Mais les avait-il bien connus ?

Et c’est là que la question de mon ami brayon prend tout son poids.

Oui et non.

Vous voyez, je réponds à la normande :

Oui, puisqu’il a vécu chez nous, qu’il y revenait assez souvent, y fréquentait nombre d’amis de Fécamp, Etretat, Saint-Jouin-sur-Mer, Le Havre, Gonneville-la-Mallet, Criquetot, Goderville, Longueville-sur-Scie, où ses amis Aubourg et Robert Pinchon lui en racontaient de « bien bonnes »… mais aussi d’inexactes !…

Non, car Maupassant s’est peut-être un peu trop fié à ceux qu’il appelait d’ailleurs ses « rabatteurs », et nous pouvons regretter qu’ils lui aient trop souvent offert moins des « portraits » que des « caricatures » de nos paysans cauchois pour amuser les parisiens

Il avait besoin d’eux pour ses chroniques du Gil Blas, et les autres se plaisaient à lui conter de ces savoureuses histoires — certaines assez crues et certaines fort cruelles — dont le lecteur a toujours été friand.

Je ne sache pas que Guy de Maupassant ait été lié avec quelque haute famille cauchoise menée, dans le patriarcat et le droit d’aînesse, par un maître-laboureur devant qui tout s’inclinait et la « maîtresse » fière, naturellement noble et finement grande dame.
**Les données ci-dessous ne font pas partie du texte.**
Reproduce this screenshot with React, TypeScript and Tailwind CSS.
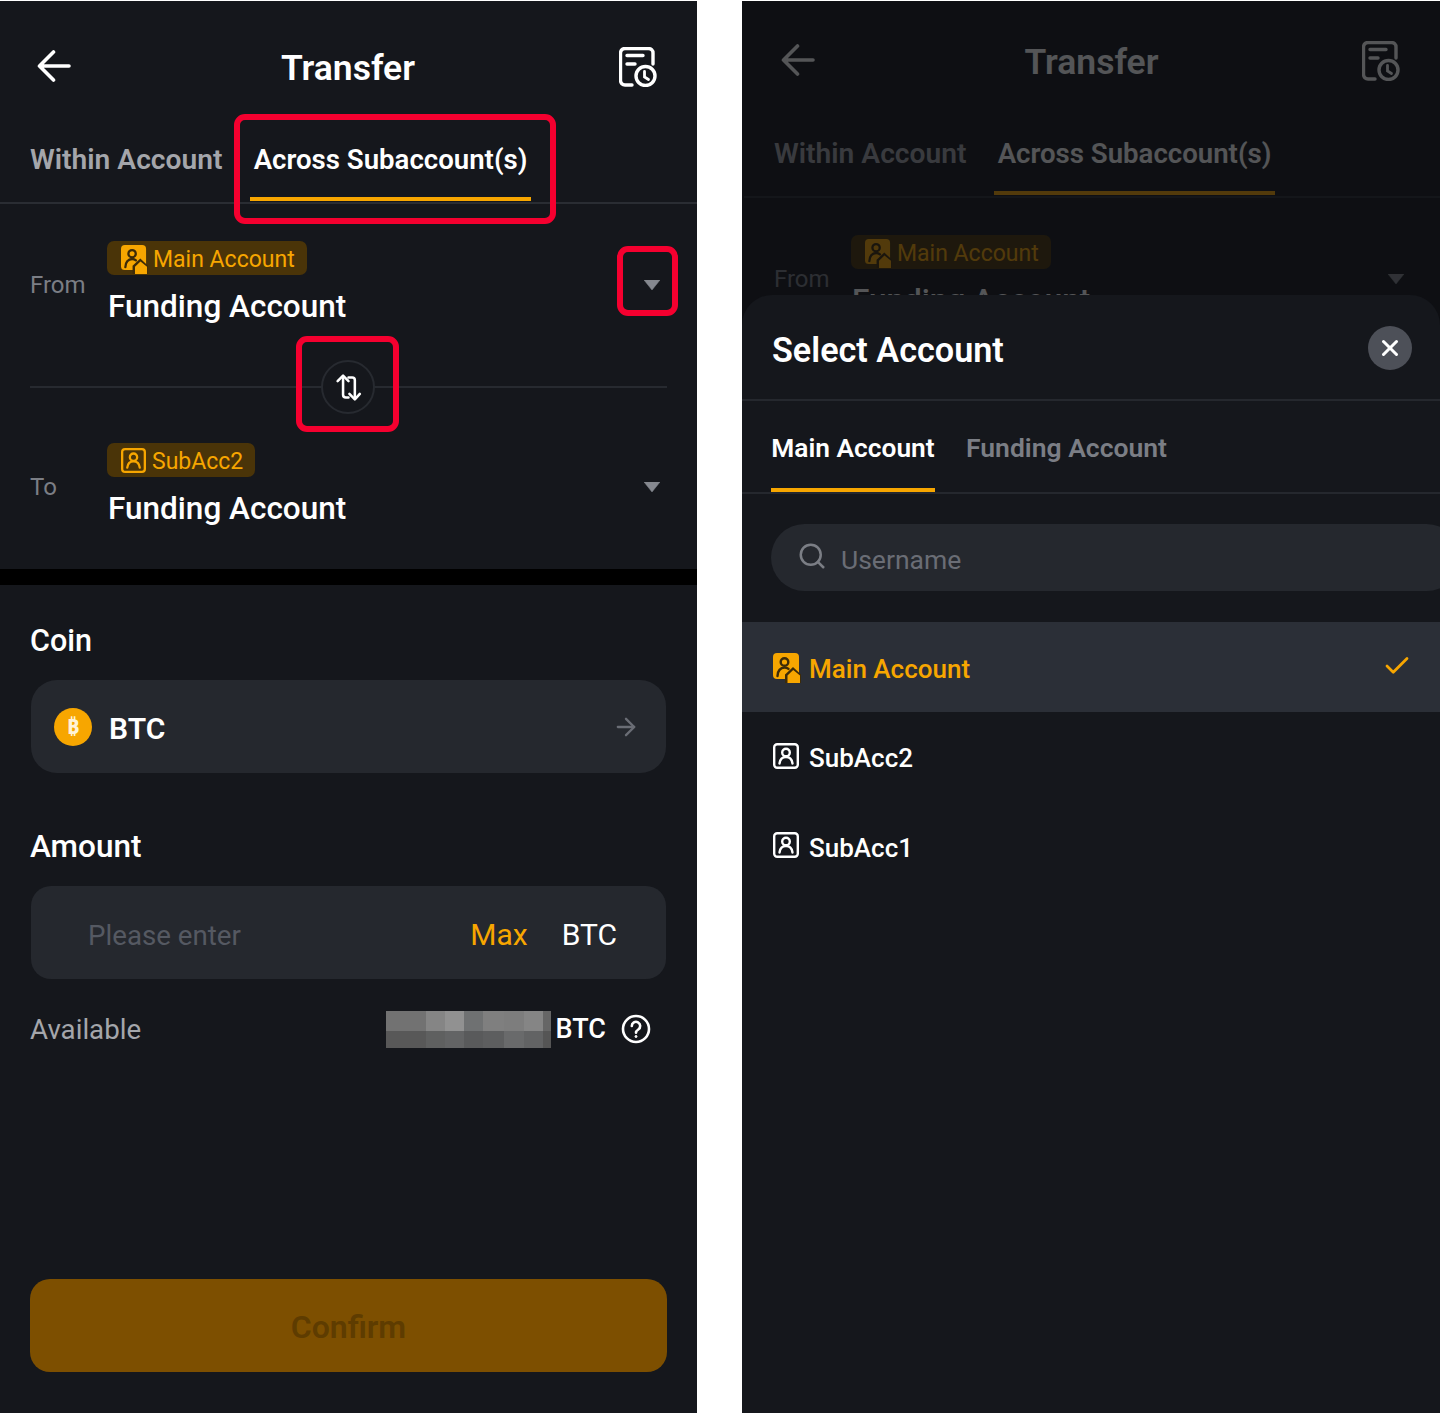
import React from 'react';
import { ArrowRight, Check, Search, X } from 'lucide-react';

const font = { fontFamily: 'Roboto, "Noto Sans", sans-serif' };

function MainAccountIcon({ className = '' }: { className?: string }) {
  return (
    <svg viewBox="0 0 28 30" className={className} fill="none">
      <rect x="0" y="0" width="26" height="26" rx="4" fill="#f7a600" />
      <circle cx="11.5" cy="9" r="3.8" stroke="#3d2b08" strokeWidth="2.4" />
      <path d="M4.5 23c0-5 3-8.500 7-8.500 1.600 0 3 .5 4 1.400" stroke="#3d2b08" strokeWidth="2.4" strokeLinecap="round" />
      <path d="M12 21.500 20 14l8 7.500V30H12z" fill="#3d2b08" />
      <path d="M14.500 22.500 20.200 17 27 22.500V30H14.500z" fill="#f7a600" />
    </svg>
  );
}

function SubAccountIcon({ className = '' }: { className?: string }) {
  return (
    <svg viewBox="0 0 26 26" className={className} fill="none" stroke="currentColor" strokeWidth="2.4">
      <rect x="1.2" y="1.2" width="23.6" height="23.6" rx="3" />
      <circle cx="13" cy="9.5" r="3.8" />
      <path d="M6.500 20.500c.5-4 3-6.500 6.500-6.500s6 2.500 6.500 6.500" strokeLinecap="round" />
    </svg>
  );
}

function HistoryIcon({ className = '' }: { className?: string }) {
  return (
    <svg viewBox="0 0 38 40" className={className} fill="none" stroke="currentColor" strokeWidth="3.4">
      <path d="M13 38H6a4.500 4.500 0 0 1-4.500-4.500V6A4.500 4.500 0 0 1 6 1.500h23.500A4.500 4.500 0 0 1 34 6v11" strokeLinecap="round" />
      <path d="M8 8.500h16M8 17h8" strokeLinecap="round" />
      <circle cx="26.500" cy="29" r="9.500" />
      <path d="M25.500 24.500V30l4 2.500" strokeWidth="2.800" strokeLinecap="round" />
    </svg>
  );
}

function BackArrow() {
  return (
    <svg viewBox="0 0 34 32" className="w-[34px] h-[32px] -mt-[2px]" fill="none" stroke="currentColor" strokeWidth="3.6" strokeLinecap="round" strokeLinejoin="round">
      <path d="M32 16H3M16.500 2 2.500 16l14 14" />
    </svg>
  );
}

function SwapIcon() {
  return (
    <svg viewBox="0 0 32 32" className="w-[29px] h-[29px]" fill="none" stroke="#fff" strokeWidth="2.800" strokeLinecap="round" strokeLinejoin="round">
      <path d="M4 9l6-6 6 6" />
      <path d="M10 4v20c0 2 1 3 3 3h3" />
      <path d="M17 23l6 6 5.500-6" />
      <path d="M23 28V8c0-2-1-3-3-3h-4" />
    </svg>
  );
}

function Triangle() {
  return (
    <svg viewBox="0 0 16 10" className="w-[16px] h-[10px]">
      <path d="M0 0h16L8 10z" fill="#85888f" stroke="#85888f" strokeWidth="0.5" />
    </svg>
  );
}

function RedBox({ className }: { className: string }) {
  return <div className={`absolute border-[6px] border-[#f5002f] rounded-[11px] ${className}`} />;
}

function AccountRow({
  label,
  badge,
  main,
  nameClass,
}: {
  label: string;
  badge: string;
  main?: boolean;
  nameClass: string;
}) {
  return (
    <div className="flex pl-[30px] pr-[37px] relative h-[96px]">
      <div className="w-[77px] pt-[30px] text-[24px] leading-[28px] text-[#7b7e85]">{label}</div>
      <div className="flex-1">
        <div className="inline-flex items-center h-[34px] pl-[14px] pr-[12px] rounded-[7px] bg-[#4a3408] text-[#f7a600] text-[23px] leading-none">
          {main ? (
            <MainAccountIcon className="w-[27px] h-[29px] mr-[5px] mt-[3px]" />
          ) : (
            <SubAccountIcon className="w-[25px] h-[25px] mr-[6px]" />
          )}
          <span className="mt-[3px]">{badge}</span>
        </div>
        <div className={`ml-px text-[31.500px] leading-[36px] font-medium text-white ${nameClass}`}>Funding Account</div>
      </div>
      <div className="pt-[39px]">
        <Triangle />
      </div>
    </div>
  );
}

function TopSection({ top }: { top: string }) {
  return (
    <>
      <div className={`flex items-center justify-between pl-[37px] pr-[40px] h-[66px] text-white ${top}`}>
        <BackArrow />
        <div className="text-[35.500px] font-semibold leading-none ml-[6px] mt-[3px]">Transfer</div>
        <HistoryIcon className="w-[38px] h-[40px]" />
      </div>
      <div className="flex h-[89px] mt-[15px] pl-[30px] border-b-2 border-[#2a2d33]">
        <div className="w-[220px] pt-[29px] text-[28.200px] leading-[32px] font-semibold text-[#a4a6ab]">Within Account</div>
        <div className="w-[281px] pt-[29px] text-center border-b-[4px] border-[#f7a600] mb-[1px] text-[27.600px] leading-[32px] font-semibold text-white">
          Across Subaccount(s)
        </div>
      </div>
    </>
  );
}

function Mosaic() {
  const top = ['bg-[#727272]', 'bg-[#858585]', 'bg-[#919191]', 'bg-[#6f7172]', 'bg-[#7f7f7f]', 'bg-[#7d7d7d]', 'bg-[#858585]', 'bg-[#666666]'];
  const bottom = ['bg-[#585858]', 'bg-[#5f6060]', 'bg-[#636465]', 'bg-[#595a5b]', 'bg-[#5d5e5f]', 'bg-[#696a6b]', 'bg-[#626364]', 'bg-[#555555]'];
  return (
    <div className="grid grid-cols-[40px_19px_19px_19px_21px_20px_19px_8px] grid-rows-[20px_17px] w-[165px] h-[37px]">
      {[...top, ...bottom].map((c, i) => (
        <div key={i} className={c} />
      ))}
    </div>
  );
}

function SheetRow({ name, selected }: { name: string; selected?: boolean }) {
  return (
    <div className={`flex items-center h-[89.500px] pl-[31px] pr-[28px] ${selected ? 'bg-[#2b2f37]' : ''}`}>
      {selected ? (
        <MainAccountIcon className="w-[28px] h-[30px] mr-[8px] mt-[2px]" />
      ) : (
        <SubAccountIcon className="w-[26px] h-[26px] mr-[10px] mb-[1px] text-white" />
      )}
      <span className={`text-[26px] font-medium mt-[5px] ${selected ? 'text-[#f7a600]' : 'text-white'}`}>{name}</span>
      {selected && <Check size={30} strokeWidth={2.2} color="#f7a600" className="ml-auto mb-[2px]" />}
    </div>
  );
}

export default function App() {
  return (
    <div style={font} className="w-[1440px] h-[1414px] bg-white flex justify-between overflow-hidden">
      {/* left screen */}
      <div className="relative w-[697px] h-[1412px] mt-px bg-[#15171c]">
        <TopSection top="mt-[33px]" />
        <RedBox className="left-[234px] top-[113px] w-[322px] h-[110px]" />

        <div className="pt-[37px]">
          <AccountRow label="From" badge="Main Account" main nameClass="mt-[8px]" />
        </div>
        <RedBox className="left-[617px] top-[245px] w-[61px] h-[70px]" />

        <div className="relative mx-[30px] mt-[49px] h-[2px] bg-[#272a30]">
          <div className="absolute left-[291px] top-[-26px] w-[54px] h-[54px] rounded-full border-2 border-[#272a30] bg-[#15171c] flex items-center justify-center">
            <SwapIcon />
          </div>
        </div>
        <RedBox className="left-[296px] top-[335px] w-[103px] h-[96px]" />

        <div className="pt-[55px]">
          <AccountRow label="To" badge="SubAcc2" nameClass="mt-[11px]" />
        </div>

        <div className="mt-[30px] h-[16px] bg-black" />

        <div className="px-[30px]">
          <div className="pt-[38px] text-[30.500px] leading-[36px] font-medium text-white">Coin</div>
          <div className="mt-[21px] ml-px mr-[1px] h-[93px] rounded-[26px] bg-[#25282e] flex items-center pl-[23px] pr-[26px]">
            <div className="w-[38px] h-[38px] rounded-full bg-[#f7a600] flex items-center justify-center text-[#fff3d6] font-bold text-[22px] leading-none">
              ₿
            </div>
            <div className="ml-[17px] mt-[3px] text-[30px] font-semibold text-white">BTC</div>
            <ArrowRight size={28} strokeWidth={2} color="#6a6d75" className="ml-auto" />
          </div>

          <div className="mt-[56px] text-[31.500px] leading-[36px] font-medium text-white">Amount</div>
          <div className="mt-[21px] ml-px mr-[1px] h-[93px] rounded-[20px] bg-[#25282e] flex items-center pl-[57px] pr-[49px]">
            <div className="text-[27.700px] text-[#555962] mt-[7px]">Please enter</div>
            <div className="ml-auto mt-[3px] text-[30px] text-[#f7a600]">Max</div>
            <div className="ml-[34px] mt-[3px] text-[30px] text-white">BTC</div>
          </div>

          <div className="mt-[32px] flex items-center h-[37px]">
            <div className="text-[27.700px] text-[#a4a6ab]">Available</div>
            <div className="ml-auto">
              <Mosaic />
            </div>
            <div className="ml-[5px] text-[27px] font-medium text-white">BTC</div>
            <svg viewBox="0 0 30 30" className="w-[30px] h-[30px] ml-[15px] mr-[16px] -mt-[2px]" fill="none" stroke="#fff" strokeWidth="2.600">
              <circle cx="15" cy="15" r="13" />
              <path d="M10.800 12a4.200 4.200 0 1 1 6.500 3.500c-1.500 1-2.300 1.700-2.300 3.200" strokeLinecap="round" />
              <circle cx="15" cy="22.500" r="1" fill="#fff" strokeWidth="1" />
            </svg>
          </div>

          <div className="mt-[231px] pt-[3px] h-[93px] rounded-[20px] bg-[#7d4f00] flex items-center justify-center text-[32px] font-semibold text-[#5e3c00]">
            Confirm
          </div>
        </div>
      </div>

      {/* right screen */}
      <div className="relative w-[698px] h-[1412px] mt-px bg-[#15171c] overflow-hidden">
        <div className="pl-[2px]">
          <TopSection top="mt-[27px]" />
          <div className="pt-[37px] w-[697px]">
            <AccountRow label="From" badge="Main Account" main nameClass="mt-[8px]" />
          </div>
        </div>
        <div className="absolute inset-0 bg-[#0c0d0f]/70" />

        <div className="absolute left-0 right-0 top-[294px] bottom-0 rounded-t-[30px] bg-[#15171c]">
          <div className="flex items-center justify-between h-[106px] pl-[30px] pr-[28px] border-b-2 border-[#25282e]">
            <div className="mt-[7px] text-[34.200px] font-semibold text-white">Select Account</div>
            <div className="w-[44px] h-[44px] rounded-full bg-[#4d5058] flex items-center justify-center mt-[2px]">
              <X size={26} strokeWidth={2.8} color="#fff" />
            </div>
          </div>
          <div className="flex h-[93px] pl-[29px] border-b-2 border-[#25282e]">
            <div className="pt-[31px] h-[91px] w-[164px] text-center whitespace-nowrap border-b-[4px] border-[#f7a600] text-[26.300px] leading-[32px] font-semibold text-white">
              Main Account
            </div>
            <div className="pt-[31px] ml-[31px] whitespace-nowrap text-[26.500px] leading-[32px] font-semibold text-[#7b7e85]">Funding Account</div>
          </div>
          <div className="mt-[30px] ml-[29px] mr-[-20px] h-[67px] rounded-full bg-[#25282e] flex items-center pl-[26px]">
            <Search size={30} strokeWidth={2} color="#7b7e85" className="mb-[4px]" />
            <div className="ml-[14px] mt-[4px] text-[26.500px] text-[#6a6d75]">Username</div>
          </div>
          <div className="mt-[31px]">
            <SheetRow name="Main Account" selected />
            <SheetRow name="SubAcc2" />
            <SheetRow name="SubAcc1" />
          </div>
        </div>
      </div>
    </div>
  );
}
Il y eut trouvé des traits qui lui furent cachés et plus de qualités solides que de vrais défauts…

Avec quel admirable talent il en eût parlé !

Mais ce qu’il faut dire — et ce sera ma conclusion — c’est que les personnages caricaturés qui lui ont été décrits, il les a transplantés sans forcer davantage. L’accent de vérité s’y révèle indéniable. Il n’a pas flatté, certes, mais il n’a pas égratigné non plus.

Il n’y a pas, dans Maupassant, l’ombre d’une méchanceté.